Kudos for not falling into the review by camera makers name though.
oneill e2
6 155 Ireland
1 Apr 2010 11:19AM
a fantastic review, [1] what is the nx10 like in the studio for portraits,, [2] what are the 3 lens like,, and is it worth getting all 3,,
davey_griffo e2
5 213 165 England
8 Apr 2010 7:37AM
It looks very promising, Will, but you didn't say what manual focus was like. I have an old Fujifilm S6500fd and was never able to get used to the way the centre suddenly shoots out of the shot as soon as you touch the focus ring, & dives back in again as soon as you let go. I found it very disconcerting. I nearly dropped the thing the 1st time I tried it!! I never really tried it again.

I still miss the viewfinder focus aids on my old Pentax ME Super, with the spangly ring that cleared as you focused, & the central, split circle, that came together. Never understood why they dropped that on modern D-SLRs.
I have recently purchased this camera and 50-200mm lens.

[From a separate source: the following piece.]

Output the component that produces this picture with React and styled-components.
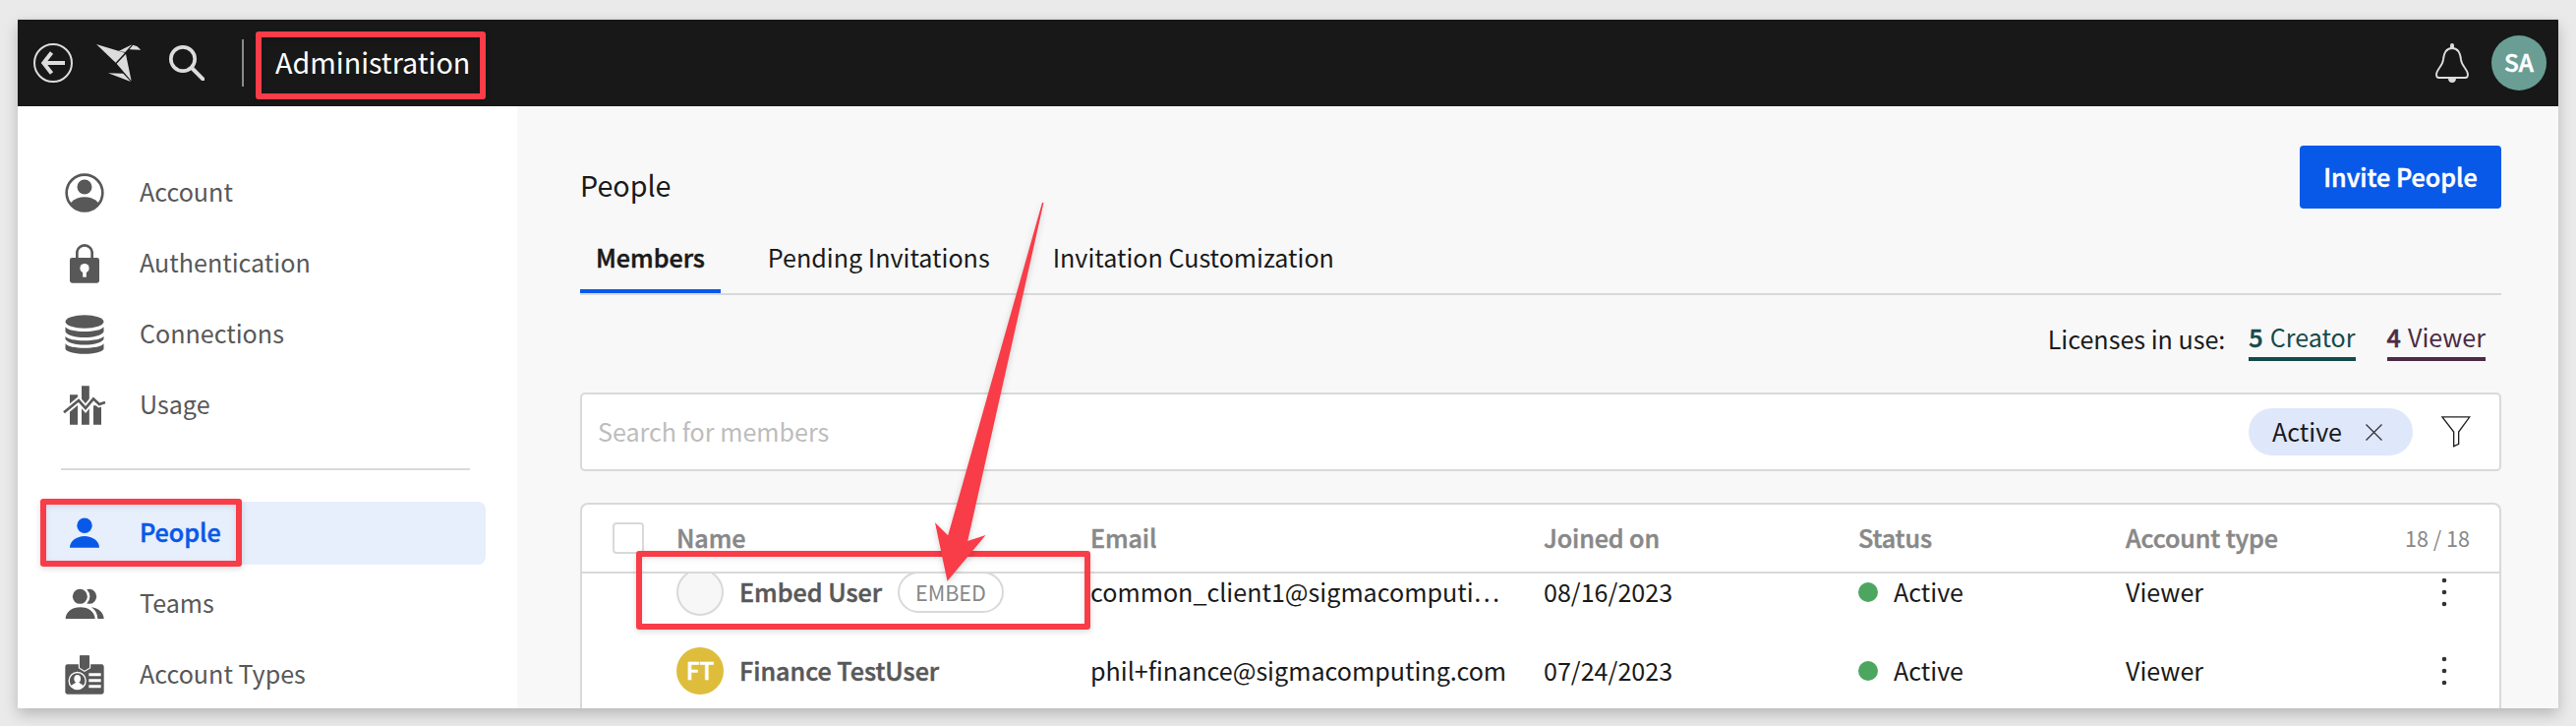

Fantastic camera that feels nice ( I have large hands).
OIS works well, as stated
i can carry this camera, telephoto, and some accessories in a small caerma bag that only weighs a couple pounds.
Deza23 e2
3 4
31 May 2011 4:13PM
This one small DSLR-like camera really got into producing great quality shots... with the new android application, it adds some more advantage, for me, as I like to play with my shots using the features like Beauty Shot, Auto Contrast, Vignetting, Fish-Eye... most of the time these beauty studio's features are great fun... you can be really flexible with NX10... I may not own the heavy DSLR but am very much satisfy with the smaller NX10. Not to mention, I got the option to use additional macro filters with my Samsung NX10 set, and that's just added awesomeness.